Darf ein Unternehmen öffentlich bekannt geben, wer seine Produkte nutzt? Antwort von Radio Eriwan: im Prinzip ja. Antwort des Frankfurter Landgerichts: nein - oder, um genau zu sein: Das US-Software-Unternehmen Siebel darf seine Kunden nicht in derselben werblichen Form nennen wie der deutsche Konkurrent SAP.
"Testimonial" nennen Werber solche Anzeigen. Das heißt wörtlich Leistungszeugnis oder Empfehlungsschreiben und bezeichnet eine aus den 50er-Jahren stammende Werbeform, die vor allem bei Anzeigenkunden populär ist. Das liegt zum einen daran, dass ihr ein einfaches Kreativkonzept zugrunde liegt: Finde jemanden von deinen Kunden, der bereit ist zu sagen, dass er dein Kunde ist.
Zum anderen sind Testimonials die glaubwürdigste Form der Werbung. Kein von teuren Textern ersonnener "Claim", kein Risiko, sich mit verdrehter Originalität lächerlich zu machen oder nicht verstanden zu werden. Statt dessen nur Namen oder Zitate derjenigen, um die es geht: der Kunden.
Testimonials mögen langweilig sein. Aber sie haben einen entscheidenden Vorteil: Sie informieren - zumindest ein kleines bisschen. Wer die Anzeigen von SAP sieht, weiß, dass die Österreichischen Bundesbahnen die ERP-Software des Walldorfer Konzerns verwenden.

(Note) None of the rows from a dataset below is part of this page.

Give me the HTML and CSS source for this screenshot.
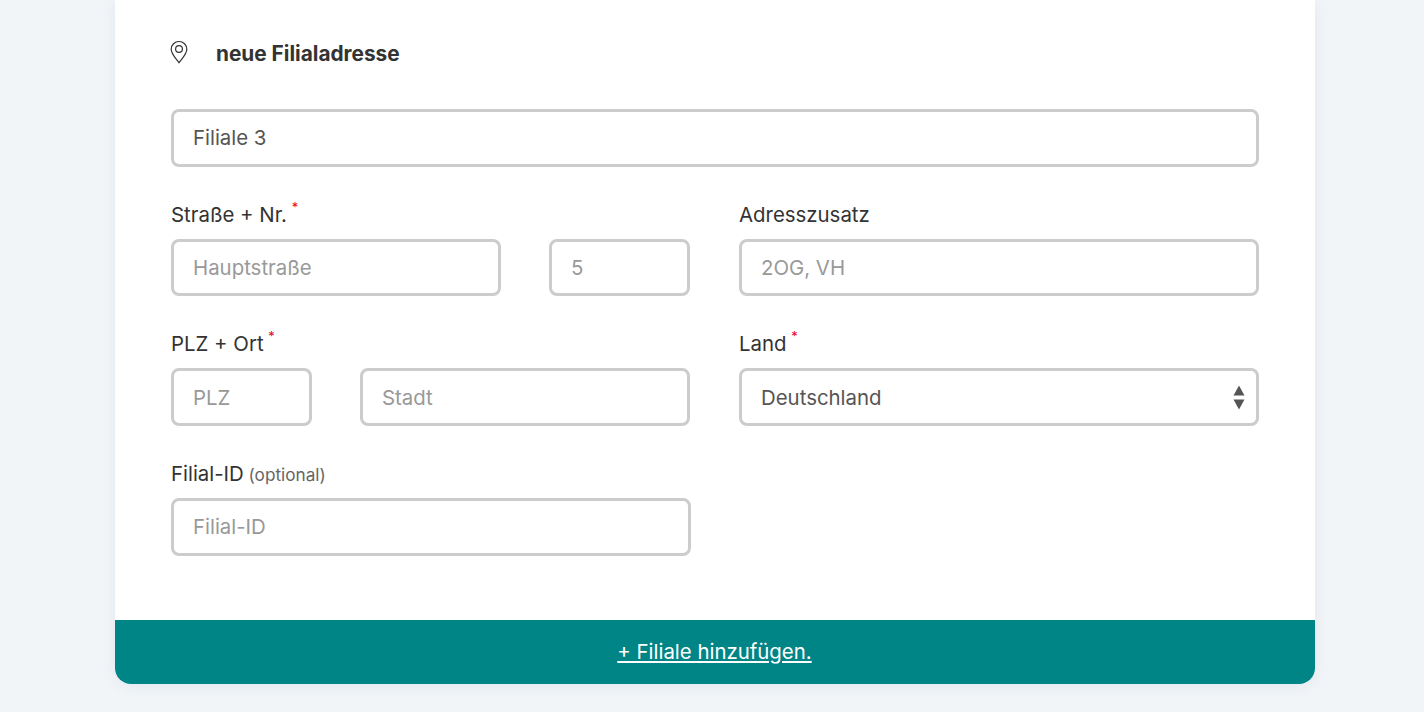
FILE: index.html
```html
<!DOCTYPE html>
<html lang="de">
<head>
<meta charset="utf-8">
<title>neue Filialadresse</title>
<link rel="stylesheet" href="styles.css">
</head>
<body>
<main class="card">
  <form class="form">
    <header class="heading">
      <svg class="pin" width="18" height="24" viewBox="0 0 18 24" fill="none" stroke="#333" stroke-width="1.2"><path d="M9 22.6C6.6 18.9 1.2 14.6 1.2 9.3a7.8 7.8 0 0 1 15.6 0C16.8 14.6 11.4 18.9 9 22.6Z"/><circle cx="9" cy="9" r="3.4"/></svg>
      <h2 class="heading-text">neue Filialadresse</h2>
    </header>
    <input class="field field-wide" type="text" value="Filiale 3">
    <div class="grid">
      <div class="group">
        <label class="label">Straße + Nr. <sup class="req">*</sup></label>
        <div class="pair pair-street">
          <input class="field" type="text" placeholder="Hauptstraße">
          <input class="field" type="text" placeholder="5">
        </div>
      </div>
      <div class="group">
        <label class="label">Adresszusatz</label>
        <input class="field" type="text" placeholder="2OG, VH">
      </div>
      <div class="group">
        <label class="label">PLZ + Ort <sup class="req">*</sup></label>
        <div class="pair pair-city">
          <input class="field" type="text" placeholder="PLZ">
          <input class="field" type="text" placeholder="Stadt">
        </div>
      </div>
      <div class="group">
        <label class="label">Land <sup class="req">*</sup></label>
        <div class="select-wrap">
          <select class="field select"><option>Deutschland</option></select>
          <svg class="arrows" width="12" height="25" viewBox="0 0 12 25" fill="#555"><path d="M6 0.5 11.5 10.5H.5Z"/><path d="M.5 14.5h11L6 24.5Z"/></svg>
        </div>
      </div>
      <div class="group">
        <label class="label">Filial-ID <span class="optional">(optional)</span></label>
        <input class="field" type="text" placeholder="Filial-ID">
      </div>
    </div>
  </form>
  <footer class="footer"><a class="add-link" href="#">+ Filiale hinzufügen.</a></footer>
</main>
</body>
</html>
```
FILE: styles.css
```css
* { box-sizing: border-box; }
html, body { margin: 0; height: 712px; overflow: hidden; }
body {
  background: #f1f5f8;
  font-family: "Inter", "Liberation Sans", sans-serif;
  color: #333;
}
.card {
  width: 1200px;
  height: 684px;
  margin-left: 115px;
  background: #fff;
  border-radius: 0 0 16px 16px;
  box-shadow: 0 2px 14px rgba(60, 80, 110, 0.08);
  display: flex;
  flex-direction: column;
}
.form { flex: 1; padding: 38px 56px 0; }
.heading { display: flex; align-items: center; gap: 28px; height: 29px; margin-bottom: 42px; }
.pin { display: block; margin: -1px 0 0 -1px; }
.heading-text { margin: 1px 0 0; font-size: 20.8px; font-weight: 700; color: #333; line-height: 29px; }
.field {
  display: block;
  width: 100%;
  height: 57.6px;
  padding: 0 19px;
  background: #fff;
  border: 3px solid #ccc;
  border-radius: 8px;
  font: 400 20.4px "Inter", "Liberation Sans", sans-serif;
  color: #555;
  outline: none;
}
.field::placeholder { color: #999; opacity: 1; }
.grid { display: grid; grid-template-columns: 520px 520px; column-gap: 48px; row-gap: 0; margin-top: 34px; }
.group { height: 129.7px; }
.label { display: block; height: 38px; font-size: 20.4px; line-height: 28px; color: #333; }
.req { color: #e8001c; font-size: 13px; line-height: 0; vertical-align: 10px; margin-left: -1px; }
.optional { font-size: 17.2px; color: #666; margin-left: -1px; }
.pair { display: grid; column-gap: 48px; }
.pair-street { grid-template-columns: 330px 141px; }
.pair-city { grid-template-columns: 141px 330px; }
.select-wrap { position: relative; }
.select { appearance: none; -webkit-appearance: none; }
.arrows { position: absolute; right: 14px; top: 17px; }
.footer {
  height: 64px;
  padding: 0 1px 2px 0;
  background: #008587;
  border-radius: 0 0 16px 16px;
  display: flex;
  align-items: center;
  justify-content: center;
}
.add-link { color: #fff; font-size: 20.4px; text-decoration: underline; }
```
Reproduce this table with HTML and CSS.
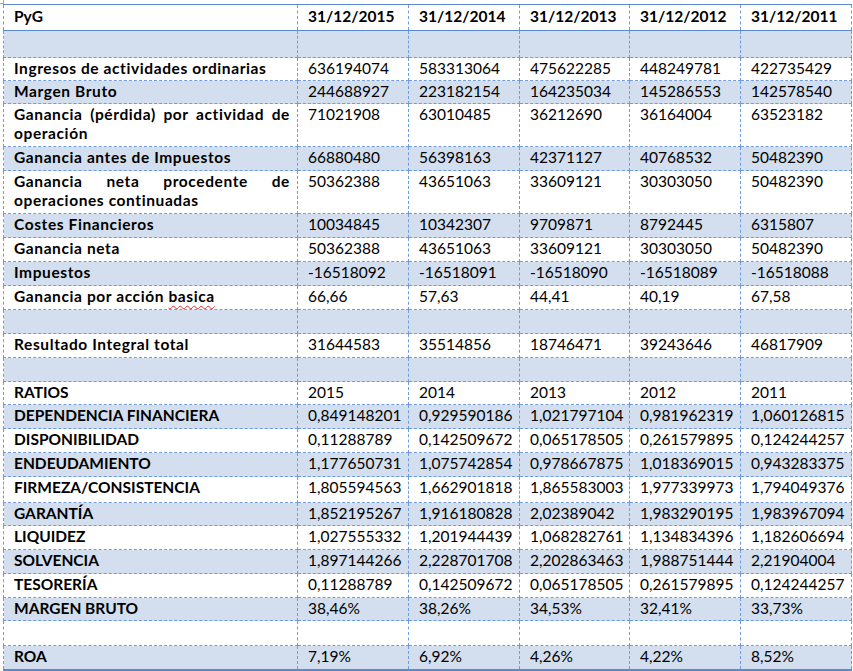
FILE: index.html
```html
<!DOCTYPE html>
<html lang="es">
<head>
<meta charset="utf-8">
<title>PyG</title>
<link rel="stylesheet" href="styles.css">
</head>
<body>
<span class="corner"></span>
<table class="sheet">
  <colgroup>
    <col class="c-label"><col class="c-val"><col class="c-val"><col class="c-val3"><col class="c-val"><col class="c-val">
  </colgroup>
  <tr class="head">
    <th>PyG</th><th>31/12/2015</th><th>31/12/2014</th><th>31/12/2013</th><th>31/12/2012</th><th>31/12/2011</th>
  </tr>
  <tr class="alt first-gap"><th></th><td></td><td></td><td></td><td></td><td></td></tr>
  <tr class="r23 lc"><th>Ingresos de actividades ordinarias</th><td>636194074</td><td>583313064</td><td>475622285</td><td>448249781</td><td>422735429</td></tr>
  <tr class="alt r23 lc"><th>Margen Bruto</th><td>244688927</td><td>223182154</td><td>164235034</td><td>145286553</td><td>142578540</td></tr>
  <tr class="two lc"><th>Ganancia (pérdida) por actividad de operación</th><td>71021908</td><td>63010485</td><td>36212690</td><td>36164004</td><td>63523182</td></tr>
  <tr class="alt lc"><th>Ganancia antes de Impuestos</th><td>66880480</td><td>56398163</td><td>42371127</td><td>40768532</td><td>50482390</td></tr>
  <tr class="two lc"><th>Ganancia neta procedente de operaciones continuadas</th><td>50362388</td><td>43651063</td><td>33609121</td><td>30303050</td><td>50482390</td></tr>
  <tr class="alt lc"><th>Costes Financieros</th><td>10034845</td><td>10342307</td><td>9709871</td><td>8792445</td><td>6315807</td></tr>
  <tr class="lc"><th>Ganancia neta</th><td>50362388</td><td>43651063</td><td>33609121</td><td>30303050</td><td>50482390</td></tr>
  <tr class="alt lc"><th>Impuestos</th><td>-16518092</td><td>-16518091</td><td>-16518090</td><td>-16518089</td><td>-16518088</td></tr>
  <tr class="lc"><th>Ganancia por acción <span class="spell">basica</span></th><td>66,66</td><td>57,63</td><td>44,41</td><td>40,19</td><td>67,58</td></tr>
  <tr class="alt"><th></th><td></td><td></td><td></td><td></td><td></td></tr>
  <tr class="lc"><th>Resultado Integral total</th><td>31644583</td><td>35514856</td><td>18746471</td><td>39243646</td><td>46817909</td></tr>
  <tr class="alt"><th></th><td></td><td></td><td></td><td></td><td></td></tr>
  <tr class="r23"><th>RATIOS</th><td>2015</td><td>2014</td><td>2013</td><td>2012</td><td>2011</td></tr>
  <tr class="alt"><th>DEPENDENCIA FINANCIERA</th><td>0,849148201</td><td>0,929590186</td><td>1,021797104</td><td>0,981962319</td><td>1,060126815</td></tr>
  <tr><th>DISPONIBILIDAD</th><td>0,11288789</td><td>0,142509672</td><td>0,065178505</td><td>0,261579895</td><td>0,124244257</td></tr>
  <tr class="alt"><th>ENDEUDAMIENTO</th><td>1,177650731</td><td>1,075742854</td><td>0,978667875</td><td>1,018369015</td><td>0,943283375</td></tr>
  <tr class="r26"><th>FIRMEZA/CONSISTENCIA</th><td>1,805594563</td><td>1,662901818</td><td>1,865583003</td><td>1,977339973</td><td>1,794049376</td></tr>
  <tr class="alt r23"><th>GARANTÍA</th><td>1,852195267</td><td>1,916180828</td><td>2,02389042</td><td>1,983290195</td><td>1,983967094</td></tr>
  <tr><th>LIQUIDEZ</th><td>1,027555332</td><td>1,201944439</td><td>1,068282761</td><td>1,134834396</td><td>1,182606694</td></tr>
  <tr class="alt"><th>SOLVENCIA</th><td>1,897144266</td><td>2,228701708</td><td>2,202863463</td><td>1,988751444</td><td>2,21904004</td></tr>
  <tr><th>TESORERÍA</th><td>0,11288789</td><td>0,142509672</td><td>0,065178505</td><td>0,261579895</td><td>0,124244257</td></tr>
  <tr class="alt r23"><th>MARGEN BRUTO</th><td>38,46%</td><td>38,26%</td><td>34,53%</td><td>32,41%</td><td>33,73%</td></tr>
  <tr class="r25"><th></th><td></td><td></td><td></td><td></td><td></td></tr>
  <tr class="alt last"><th>ROA</th><td>7,19%</td><td>6,92%</td><td>4,26%</td><td>4,22%</td><td>8,52%</td></tr>
</table>
</body>
</html>
```
FILE: styles.css
```css
html, body {
  margin: 0;
  padding: 0;
  background: #ffffff;
}

body {
  font-family: Lato, "Liberation Sans", sans-serif;
  color: #000000;
}

.corner {
  position: absolute;
  left: 0;
  top: 0;
  width: 3px;
  height: 3px;
  border-right: 1px solid #a6a6a6;
  border-bottom: 1px solid #a6a6a6;
}

.sheet {
  margin: 4px 0 0 3px;
  width: 848px;
  table-layout: fixed;
  border-collapse: collapse;
  font-size: 15.5px;
  line-height: 19px;
}

.c-label { width: 294px; }
.c-val { width: 111px; }
.c-val3 { width: 110px; }

.sheet th,
.sheet td {
  border: 1px dashed #6f9be0;
  padding: 1px 6px 1px 10px;
  vertical-align: top;
  text-align: left;
  white-space: nowrap;
}

.sheet th {
  font-weight: 700;
  text-align: justify;
  white-space: normal;
  padding-right: 7px;
}

.sheet tr.lc th {
  letter-spacing: 0.6px;
}

.sheet tr { height: 24px; }
.sheet tr.r23 { height: 23px; }
.sheet tr.r25 { height: 25px; }
.sheet tr.r26 { height: 26px; }
.sheet tr.two { height: 43px; }

.sheet tr.head { height: 26px; }
.sheet tr.head th {
  border-top: 1px solid #5b8ad0;
  border-bottom: 1px solid #5b8ad0;
  text-align: left;
  padding-top: 2px;
}
.sheet tr.first-gap { height: 27px; }

.sheet tr.last th,
.sheet tr.last td {
  border-bottom: 2px solid #5b8ad0;
}

.sheet tr.alt th,
.sheet tr.alt td {
  background: #d3dfee;
}

.spell {
  text-decoration: underline wavy #e03030;
  text-decoration-thickness: 1px;
  text-underline-offset: 3px;
}
```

Wer die Anzeigen von Siebel gesehen hat, weiß, dass Renault Siebel-Technik für das Customer Relationship Management einsetzt.
Dass Siebel für die eigenen Anzeigen Konzept und Design der Inserate abgekupfert hat, für die SAP eine Werbeagentur bezahlen musste, war vielleicht nicht geschickt. Gerichte kommen, wie gesehen, leicht auf die Idee, geistiges Eigentum sei verletzt worden. Und wenn es nur um so überraschende Kreationen geht wie "Österreichische Bundesbahnen run SAP" oder "Renault runs Siebel".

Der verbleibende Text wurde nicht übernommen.